The Strange Feeling... Goosebumps mode.

While inside, waiting for the image of Sta. Clara to reach the altar, devotees who came to dance in the ritual started clapping and cheering. A strange feeling was starting to cover me (what's happening? is it just the warm atmosphere or am I being blessed with great fertility?), probably the first timer's instinct.

the three patrons just outside the Church's door

In 3..2..1.. the brass band started playing folk music, everyone started to dance. Even the carosa Sta. Clara was dancing too. Then I felt goosebumps all over me. Suddenly I danced with the crowd, as if I was possessed by something. Grabe! sobra ang kilabot ko.

It was really hot inside, everyone was sweating.

the dancing Santa Clara
hot indeed
wooh. party party!
party party!
When the fertility dance rites was over, we immediately went out of the church. Wooh, fresh air. Dancing in Obando is another accomplished goal.

The Town of Obando 

After that strange experience, Ian invited me for a short tour around the town of Obando.

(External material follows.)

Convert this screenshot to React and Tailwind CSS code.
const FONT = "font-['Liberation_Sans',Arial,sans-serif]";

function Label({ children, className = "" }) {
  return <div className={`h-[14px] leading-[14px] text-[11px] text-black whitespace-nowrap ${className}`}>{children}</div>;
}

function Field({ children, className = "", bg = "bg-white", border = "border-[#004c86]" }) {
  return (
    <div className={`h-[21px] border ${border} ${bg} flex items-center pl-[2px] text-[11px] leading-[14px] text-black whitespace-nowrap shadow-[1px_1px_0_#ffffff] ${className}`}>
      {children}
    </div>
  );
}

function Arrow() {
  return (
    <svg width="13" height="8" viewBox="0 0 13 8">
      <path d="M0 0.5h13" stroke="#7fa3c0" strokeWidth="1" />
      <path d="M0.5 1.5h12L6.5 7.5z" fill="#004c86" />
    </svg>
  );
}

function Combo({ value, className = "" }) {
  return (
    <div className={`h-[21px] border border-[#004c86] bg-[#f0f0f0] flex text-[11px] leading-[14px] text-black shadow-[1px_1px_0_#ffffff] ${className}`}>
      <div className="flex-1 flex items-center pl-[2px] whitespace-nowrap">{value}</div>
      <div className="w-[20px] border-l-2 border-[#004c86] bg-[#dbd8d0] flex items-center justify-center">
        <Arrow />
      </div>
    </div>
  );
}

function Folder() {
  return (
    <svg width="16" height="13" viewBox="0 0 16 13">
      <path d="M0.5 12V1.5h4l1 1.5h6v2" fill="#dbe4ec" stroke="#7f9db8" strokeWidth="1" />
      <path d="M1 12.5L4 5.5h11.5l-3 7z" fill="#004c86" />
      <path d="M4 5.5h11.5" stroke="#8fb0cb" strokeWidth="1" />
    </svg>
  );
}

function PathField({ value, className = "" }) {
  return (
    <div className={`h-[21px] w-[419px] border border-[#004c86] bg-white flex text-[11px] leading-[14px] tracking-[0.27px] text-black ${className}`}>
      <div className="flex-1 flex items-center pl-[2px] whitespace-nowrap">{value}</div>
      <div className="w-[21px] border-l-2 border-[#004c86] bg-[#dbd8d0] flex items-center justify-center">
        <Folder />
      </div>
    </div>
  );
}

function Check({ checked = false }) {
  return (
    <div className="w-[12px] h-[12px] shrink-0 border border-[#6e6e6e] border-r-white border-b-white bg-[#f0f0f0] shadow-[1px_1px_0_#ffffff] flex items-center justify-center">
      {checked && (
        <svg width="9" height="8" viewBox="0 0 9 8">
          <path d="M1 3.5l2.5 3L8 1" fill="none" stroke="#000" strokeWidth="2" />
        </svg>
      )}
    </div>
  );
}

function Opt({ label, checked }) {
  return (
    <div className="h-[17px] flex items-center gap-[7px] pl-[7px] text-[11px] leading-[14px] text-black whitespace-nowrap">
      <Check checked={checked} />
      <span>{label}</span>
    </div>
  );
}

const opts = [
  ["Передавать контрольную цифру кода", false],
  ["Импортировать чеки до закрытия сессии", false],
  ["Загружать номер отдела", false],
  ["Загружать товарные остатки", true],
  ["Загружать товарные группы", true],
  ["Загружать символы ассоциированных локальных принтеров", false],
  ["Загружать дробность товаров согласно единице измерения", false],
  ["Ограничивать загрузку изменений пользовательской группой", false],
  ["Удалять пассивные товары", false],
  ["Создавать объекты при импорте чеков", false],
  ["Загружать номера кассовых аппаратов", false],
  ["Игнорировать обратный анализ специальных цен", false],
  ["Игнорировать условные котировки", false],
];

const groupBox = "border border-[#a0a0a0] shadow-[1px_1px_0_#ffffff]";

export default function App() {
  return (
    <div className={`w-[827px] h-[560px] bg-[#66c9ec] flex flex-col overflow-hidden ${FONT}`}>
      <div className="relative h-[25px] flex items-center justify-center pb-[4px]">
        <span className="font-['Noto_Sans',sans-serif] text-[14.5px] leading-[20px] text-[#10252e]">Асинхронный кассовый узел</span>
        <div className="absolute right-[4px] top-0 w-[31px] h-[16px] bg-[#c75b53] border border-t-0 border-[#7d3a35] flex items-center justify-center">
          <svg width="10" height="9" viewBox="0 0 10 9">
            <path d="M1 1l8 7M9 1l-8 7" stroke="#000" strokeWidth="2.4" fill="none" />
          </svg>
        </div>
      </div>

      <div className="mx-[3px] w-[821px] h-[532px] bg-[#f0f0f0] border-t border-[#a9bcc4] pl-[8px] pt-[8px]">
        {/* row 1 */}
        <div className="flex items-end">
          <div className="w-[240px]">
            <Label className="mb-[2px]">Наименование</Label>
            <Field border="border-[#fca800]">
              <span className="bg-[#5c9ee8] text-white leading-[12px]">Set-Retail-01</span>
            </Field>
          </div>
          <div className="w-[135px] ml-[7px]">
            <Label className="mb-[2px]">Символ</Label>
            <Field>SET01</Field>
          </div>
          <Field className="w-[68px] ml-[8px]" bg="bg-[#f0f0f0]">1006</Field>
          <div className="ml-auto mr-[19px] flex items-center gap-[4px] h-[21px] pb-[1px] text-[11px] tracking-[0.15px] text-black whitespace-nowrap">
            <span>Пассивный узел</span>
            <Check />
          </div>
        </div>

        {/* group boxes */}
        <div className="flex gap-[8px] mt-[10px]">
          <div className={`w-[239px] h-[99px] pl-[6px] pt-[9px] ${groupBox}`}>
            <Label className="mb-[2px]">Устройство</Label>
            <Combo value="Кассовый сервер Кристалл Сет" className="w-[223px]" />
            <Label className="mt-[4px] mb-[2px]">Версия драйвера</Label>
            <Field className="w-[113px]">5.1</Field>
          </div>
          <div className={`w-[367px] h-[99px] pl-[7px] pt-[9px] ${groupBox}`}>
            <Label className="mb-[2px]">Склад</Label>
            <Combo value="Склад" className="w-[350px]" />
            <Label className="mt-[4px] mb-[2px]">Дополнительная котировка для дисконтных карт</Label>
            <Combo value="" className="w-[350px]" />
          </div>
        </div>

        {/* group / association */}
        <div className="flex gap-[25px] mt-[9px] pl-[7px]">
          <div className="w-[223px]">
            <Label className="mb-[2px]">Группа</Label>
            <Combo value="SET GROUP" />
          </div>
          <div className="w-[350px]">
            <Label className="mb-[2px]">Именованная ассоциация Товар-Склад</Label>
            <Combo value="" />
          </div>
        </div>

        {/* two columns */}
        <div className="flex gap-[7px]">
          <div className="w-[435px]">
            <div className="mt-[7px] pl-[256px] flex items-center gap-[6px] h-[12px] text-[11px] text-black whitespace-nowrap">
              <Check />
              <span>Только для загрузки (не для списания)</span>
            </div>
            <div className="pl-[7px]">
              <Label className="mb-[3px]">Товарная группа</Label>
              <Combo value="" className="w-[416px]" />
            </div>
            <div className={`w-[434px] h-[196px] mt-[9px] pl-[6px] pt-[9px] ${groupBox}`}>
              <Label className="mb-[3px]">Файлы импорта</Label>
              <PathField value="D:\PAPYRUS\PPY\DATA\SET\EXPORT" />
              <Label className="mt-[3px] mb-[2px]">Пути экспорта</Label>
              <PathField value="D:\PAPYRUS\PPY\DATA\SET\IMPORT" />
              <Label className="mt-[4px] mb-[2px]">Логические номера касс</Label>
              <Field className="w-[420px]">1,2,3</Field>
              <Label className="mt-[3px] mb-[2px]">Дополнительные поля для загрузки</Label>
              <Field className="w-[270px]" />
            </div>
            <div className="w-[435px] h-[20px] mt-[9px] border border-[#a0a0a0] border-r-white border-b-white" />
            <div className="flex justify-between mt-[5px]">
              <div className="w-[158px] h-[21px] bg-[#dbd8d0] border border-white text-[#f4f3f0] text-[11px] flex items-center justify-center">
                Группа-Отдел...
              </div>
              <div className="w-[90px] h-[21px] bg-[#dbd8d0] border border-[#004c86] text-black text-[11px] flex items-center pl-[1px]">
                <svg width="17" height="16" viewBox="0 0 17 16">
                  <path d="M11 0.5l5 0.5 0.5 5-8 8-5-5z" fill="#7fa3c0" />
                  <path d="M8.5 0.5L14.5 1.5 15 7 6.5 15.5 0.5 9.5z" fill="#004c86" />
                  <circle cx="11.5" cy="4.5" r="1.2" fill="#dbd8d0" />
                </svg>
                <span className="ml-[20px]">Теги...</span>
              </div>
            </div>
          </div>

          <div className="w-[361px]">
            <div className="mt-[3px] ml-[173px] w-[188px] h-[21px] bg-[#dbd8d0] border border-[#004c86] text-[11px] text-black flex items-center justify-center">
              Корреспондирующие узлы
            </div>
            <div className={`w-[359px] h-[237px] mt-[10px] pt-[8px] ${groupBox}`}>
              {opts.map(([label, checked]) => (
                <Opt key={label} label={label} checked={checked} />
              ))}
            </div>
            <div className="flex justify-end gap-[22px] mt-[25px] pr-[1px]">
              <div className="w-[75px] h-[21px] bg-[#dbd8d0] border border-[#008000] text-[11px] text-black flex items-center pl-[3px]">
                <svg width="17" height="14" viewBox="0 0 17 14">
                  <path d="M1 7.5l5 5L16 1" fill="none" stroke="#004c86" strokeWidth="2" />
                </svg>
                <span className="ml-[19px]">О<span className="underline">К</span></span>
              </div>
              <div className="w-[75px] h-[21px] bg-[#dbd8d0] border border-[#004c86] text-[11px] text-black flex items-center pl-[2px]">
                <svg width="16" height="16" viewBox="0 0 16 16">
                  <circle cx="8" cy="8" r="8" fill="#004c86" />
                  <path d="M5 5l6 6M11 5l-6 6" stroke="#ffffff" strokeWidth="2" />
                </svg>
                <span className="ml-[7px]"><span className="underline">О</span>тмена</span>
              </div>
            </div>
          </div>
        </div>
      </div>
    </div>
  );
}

We went first to a fish port, locally known as "Ponduhan". From here you can ride a boat to a place called Binuwangan where it is believed that the image of Nuestra Señora de Salambao was found. We saw kids posing as they play in the dark water. 

the fish port
the kids who love posing
boats by the port
We then went to his relative's house, had a lunch there (sir Ian, sobrang thank you, ansarap nung kare kare). After the meal, we again photowalked the streets of Obando for about an hour before I finally went back to Manila.

Obando Church's bell tower
the church's front door
a monument at Plaza Magsaysay
Obando's Municipal Hall
dancing statues of in front of the Municipal hall
a cemetery behind the church



  1. It looks like you had so much fun (dancing). :D Enjoy Philippine fiestas!

  2. niceeeee! i envy you :( .. i wasnt able to skipped work .. nice one!

  3. I am glad that you enjoyed your stay..... next time I'll take you farther to Bulacan, Bulacan.
    You have great photographs too... very good composition... good job! hope to travel with you again soon!